Since I reject entirely the notions of spirit, soul, consciousness (as being), being, atman, Self, immanence from without and transcendence, I think my own anarchist model of self is sort of an organic muddle of desires, needs, memories, urges, reactions and feedbacks which, because we have awareness, suggest a notion of a passive watcher which is nonetheless not really there. It's all epiphenomena.

Hope that helps. Probably doesn't, because I'm typing at speed on the way to heading out again to do grocery shopping.

Jack Crow said...

Pharrel,

I think charisma is observable. I just don't think it necessarily flows forward from a coherent Self-as-demonstrable-object.
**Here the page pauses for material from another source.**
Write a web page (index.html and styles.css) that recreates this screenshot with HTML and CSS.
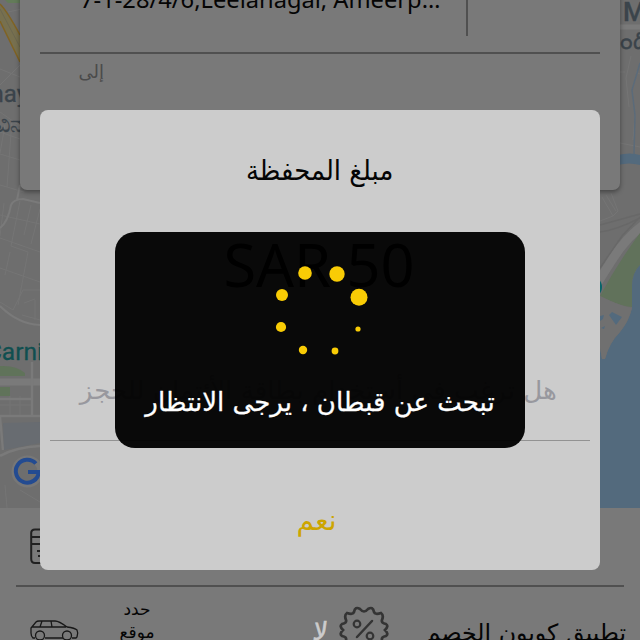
FILE: index.html
```html
<!DOCTYPE html>
<html lang="ar">
<head>
<meta charset="utf-8">
<title>مبلغ المحفظة</title>
<link rel="stylesheet" href="styles.css">
</head>
<body>
<main class="screen">
  <section class="map">
    <svg class="map-art" viewBox="0 0 640 508" width="640" height="508" aria-hidden="true">
      <rect width="640" height="508" fill="#6e6e6e"/>
      <path d="M5 0H20V3H8Z" fill="#637b59"/>
      <g fill="none" stroke="#757575" stroke-width="1">
        <path d="M8 12L22 9M0 85L20 65M0 69L20 77M0 112L20 126M0 132L20 139M0 154L20 160M5 125L0 153M12 120L7 187M0 185L24 192M0 215L40 224M0 238L40 252M0 268L40 282M4 203L0 236M20 201L11 246L28 252M31 205L24 235M40 209L31 244M28 252L18 305M10 252L5 275M0 302L13 310L23 290L40 290M22 315L40 320M24 303L35 299M35 300V320M32 362V415M10 396V415M20 396V415M0 405H32M5 485L7 508M20 490L40 502"/>
        <path d="M631 56L626 78L629 107M636 72L640 74M620 143L640 147M635 115L633 140M620 72H625M602 197L613 216L600 221M606 195L616 211M611 193L618 211L613 216"/>
        <path d="M600 232Q617 230 640 218M600 225L640 214M600 268L622 236L640 217" stroke="#686868" stroke-width="1.5"/>
      </g>
      <g fill="none" stroke="#7a7a7a">
        <path d="M0 228Q8 222 11 205Q14 199 23 199L40 203M17 200L20 185M0 306Q18 324 40 325" stroke-width="2"/>
        <path d="M0 382H40" stroke-width="7"/>
        <path d="M0 399H32M0 416H40M32 362V415M0 417L3 450M0 456Q16 447 40 446" stroke-width="2.500"/>
        <path d="M620 27H640" stroke-width="5"/>
        <path d="M592 292C612 260 622 240 645 224" stroke-width="9"/>
      </g>
      <path d="M0 4Q7 11 20 35V62L0 20Z" fill="#77704f"/>
      <path d="M0 4Q7 11 20 35M0 21L20 62" stroke="#806323" stroke-width="1.5" fill="none"/>
      <path d="M0 9L20 47" stroke="#6b6750" fill="none"/>
      <path d="M0 366Q16 365 25 373V376H0ZM0 387H10V396H0Z" fill="#60735a"/>
      <path d="M3 423L40 422V443L4 450Z" fill="#686c71"/>
      <path d="M640 63L632 90L635 115L634 154" stroke="#5b6b7a" stroke-width="1.5" fill="none"/>
      <path d="M618 155Q630 152 640 155V165Q629 162 618 165Z" fill="#536a7d"/>
      <path d="M600 296Q617 264 640 233V265Q632 274 632 286L632 307Q622 307 600 296Z" fill="#61725b"/>
      <path d="M600 348L602 359H605Q609 343 620 332Q629 321 632 308L632 286Q632 273 640 265V508H600Z" fill="#536a7d"/>
      <path d="M600 296Q620 306 632 308Q629 321 620 332Q609 343 605 359H602L600 348Z" fill="#707070"/>
      <path d="M609 315L612 312L622 317L616 325ZM600 316L604 315L603 319L600 321ZM601 328L605 326L604 329Z" fill="#536a7d"/>
      <circle cx="591" cy="287" r="11" fill="#08656a"/>
    </svg>
    <span class="place place-nay">nay</span>
    <span class="place place-kn">ವಿನ</span>
    <span class="place place-m">M</span>
    <span class="place place-kn2">డంథి</span>
    <span class="place place-carni">Carni</span>
    <svg class="google" viewBox="0 0 32 32" width="32" height="32" aria-hidden="true">
      <circle cx="15.500" cy="16.500" r="13" fill="none" stroke="#777" stroke-width="6"/>
      <path d="M23.900 8.500A11.500 11.500 0 1 0 26.800 17H16" fill="none" stroke="#234b91" stroke-width="4"/>
    </svg>
  </section>

  <section class="address-card">
    <div class="from-row"><span class="from-text">7-1-28/4/6,Leelanagar, Ameerp…</span></div>
    <div class="to-row" dir="rtl">إلى</div>
  </section>

  <section class="options">
    <div class="payment-row">
      <svg viewBox="0 0 30 38" width="30" height="38" aria-hidden="true"><path d="M5 1.500H29V35H5Q1.200 35 1.200 31V5Q1.200 1.500 5 1.500ZM2 9H29M2 16H29" fill="none" stroke="#202020" stroke-width="2"/><path d="M7 23H12M8 28H12" stroke="#202020" stroke-width="2"/></svg>
    </div>
    <div class="booking-row">
      <svg class="car" viewBox="0 0 50 24" width="50" height="24" aria-hidden="true"><g fill="none" stroke="#181818" stroke-width="1.300"><path d="M5 18H3Q1 16 1 13V8L6 2Q7 1 9 1H25Q29 1 37 7Q45 8 47 10Q48.500 13 47 17L46 18H42M15 18H33M2 7H36M12 1L10 7M21 1L22 7"/><circle cx="10" cy="15.500" r="4.500"/><circle cx="37" cy="15.500" r="4.500"/></g></svg>
      <div class="pick" dir="rtl"><span>حدد</span><span>موقع</span></div>
      <svg class="coupon" viewBox="0 0 50 50" width="50" height="50" aria-hidden="true"><path d="M21 4Q25 9 29 4Q34 1 35 7Q36 10 42 8Q45 10 43 15Q42 18 47 19Q50 21 46 25Q50 29 47 31Q42 32 43 35Q45 40 42 42Q36 40 35 43Q34 49 29 46Q25 41 21 46Q16 49 15 43Q14 40 8 42Q5 40 7 35Q8 32 3 31Q0 29 4 25Q0 21 3 19Q8 18 7 15Q5 10 8 8Q14 10 15 7Q16 1 21 4Z" fill="none" stroke="#343434" stroke-width="2.700"/><path d="M18 32L33 16" stroke="#343434" stroke-width="2.500" stroke-linecap="round"/><g fill="none" stroke="#343434" stroke-width="2.200"><circle cx="18" cy="19" r="3.300"/><circle cx="31" cy="31" r="3.300"/></g></svg>
      <div class="coupon-text" dir="rtl">تطبيق كوبون الخصم</div>
    </div>
  </section>

  <section class="dialog" dir="rtl">
    <h1 class="title"><span>مبلغ المحفظة</span></h1>
    <p class="amount" dir="ltr"><span>SAR 50</span></p>
    <p class="question"><span>هل ترغب في أستخدام بطاقة الأئتمان للحجز</span></p>
    <div class="rule"></div>
    <div class="yes"><span>نعم</span></div>
  </section>
  <span class="no" dir="rtl">لا</span>

  <section class="loader" dir="rtl">
    <svg class="spinner" viewBox="0 0 100 100" width="100" height="100" aria-hidden="true"><g fill="#f9cc05"><circle cx="35" cy="41" r="6.800"/><circle cx="67" cy="42" r="7.700"/><circle cx="89" cy="65.200" r="8.500"/><circle cx="88" cy="97" r="2.600"/><circle cx="65" cy="119" r="3.400"/><circle cx="33" cy="118" r="4.200"/><circle cx="11" cy="95" r="5.100"/><circle cx="12" cy="63" r="6"/></g></svg>
    <p class="loading"><span>تبحث عن قبطان ، يرجى الانتظار</span></p>
  </section>
</main>
</body>
</html>
```
FILE: styles.css
```css
* { box-sizing: border-box; }
body { margin: 0; font-family: "Noto Sans", "DejaVu Sans", sans-serif; }
h1, p { margin: 0; font-weight: 400; }
.screen { position: relative; width: 640px; height: 640px; overflow: hidden; background: #797979; }
.map { position: absolute; inset: 0 0 auto 0; height: 508px; overflow: hidden; }
.map-art { display: block; }
.place { position: absolute; line-height: 30px; color: #3b444b; font-family: Roboto, sans-serif; white-space: nowrap; -webkit-text-stroke: .3px; }
.place-nay { right: 612px; top: 79px; font-size: 24px; }
.place-kn { left: -5px; top: 109px; font-size: 24px; }
.place-m { left: 623px; top: -3px; font-size: 26px; font-weight: 500; }
.place-kn2 { left: 601px; top: 26px; font-size: 25px; }
.place-carni { right: 597px; top: 337px; font-size: 24.5px; color: #104f50; }
.google { position: absolute; left: 12px; top: 455px; overflow: visible; }
.address-card { position: absolute; left: 20px; top: -20px; width: 600px; height: 210px; padding: 0 20px; background: #797979; border-radius: 7px; box-shadow: 0 2px 5px rgba(0,0,0,.4); }
.from-row { height: 74px; border-bottom: 2px solid #505050; padding-left: 40px; background: linear-gradient(#505050,#505050) 426px 0 / 2px 56px no-repeat; }
.from-text { display: block; padding-top: 3px; font-size: 23.7px; line-height: 32px; color: #050505; white-space: nowrap; }
.to-row { width: 64px; font: 18px/36px "DejaVu Sans", sans-serif; color: #4b4b4b; }
.options { position: absolute; left: 0; top: 508px; width: 640px; height: 132px; overflow: hidden; background: #797979; }
.payment-row { height: 79px; margin: 0 16px; padding: 20px 14px; border-bottom: 2px solid #505050; }
.booking-row { display: flex; align-items: flex-start; font-family: "DejaVu Sans", sans-serif; color: #050505; }
.car { margin: 33px 0 0 30px; }
.pick { display: flex; flex-direction: column; align-items: center; width: 50px; margin: 11px 0 0 32px; font-size: 17px; line-height: 23px; }
.coupon { margin: 18px 0 0 177px; }
.coupon-text { flex: 1; margin: 28px 14px 0 0; font-size: 23.7px; line-height: 36px; white-space: nowrap; }
.dialog { position: absolute; left: 40px; top: 110px; width: 560px; height: 460px; border-radius: 8px; background: #ccc; font-family: "DejaVu Sans", sans-serif; text-align: center; white-space: nowrap; }
.dialog span, .loading span { display: inline-block; }
.title { height: 122px; font-size: 28px; line-height: 122px; color: #050505; }
.title span { transform: scaleX(.925); }
.amount { height: 110px; font: 59.5px/64px "Noto Sans", sans-serif; color: #000; }
.amount span { transform: translateX(-1px); }
.question { height: 98px; font-size: 25px; line-height: 97px; color: #98989e; }
.question span { transform: translateX(-2px) scaleX(1.045); }
.rule { height: 1px; margin: 0 10px; background: #929292; }
.yes { padding-right: 7px; font-size: 28px; line-height: 160px; color: #cda500; }
.no { position: absolute; left: 313px; top: 615px; font: 25px/34px "DejaVu Sans", sans-serif; color: #ccc; transform: skewX(-8deg); -webkit-text-stroke: .6px #ccc; }
.loader { position: absolute; left: 115px; top: 232px; width: 410px; height: 216px; border-radius: 20px; background: rgba(0,0,0,.955); }
.spinner { display: block; margin: 0 auto; overflow: visible; }
.loading { padding-top: 50px; text-align: center; font: 26px/40px "DejaVu Sans", sans-serif; color: #fff; white-space: nowrap; -webkit-text-stroke: .3px #fff; }
```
When I was younger, I was often called "charismatic." It got me promoted a lot, in lieu of the possession of real skills or talents.

What that "charisma" amounted to, I believe, is really just an amalgamation of predatory instincts, a willingness to appear and seem, a honed sense for weaknesses and insecurities in others, and a desire to take advantage in order to avoid being victimized.

Charismatic people, it is my experience, cut across all classes, castes, the multitude of gender combinations, race and personality types. But they do seem to have a similarity in early childhood conditioning in common: they are, I think, the abused who develop self-as-glamour as a defense mechanism.

And that ties into the fortified, armored and illusory self I mention above - I really think it is the product of pain, suffering, abuse, thwarting, discipline and moral reinforcements of the same. It's an artifact.

The old saw is that pain liberates and ennobles. I don't believe that. It does build character, but character is a prison. It also makes a human organism into a self-focuses person. Because a person with pain and memories of pain thinks of his self, his flesh-as-self, and his future as flesh-which-suffers.

Jack Crow said...

gamefaced, Devin, RZ,

Gratis.

Pharrell said...

Jack,

That's a fascinating account of charisma, and is persuasive, to some extent, I think. Thanks.

alltheyoungdudes said...

Jack

You will find this essay interesting. It hits on many of the same themes at you do.

http://www.ianwelsh.net/deserve-the-deadliest-word/

Jack Crow said...

atyd,

Hope to check it out after work today. Gratis.

Five by Five said...

Your two comments were quite enlightening additions to the essay and am glad they were prompted.

I do disagree with this "suggest a notion of a passive watcher which is nonetheless not really there. It's all epiphenomena" but that is, in the end, a qualia-type of 'how many anarcho-capitalists can dance on the head of a pin' argument.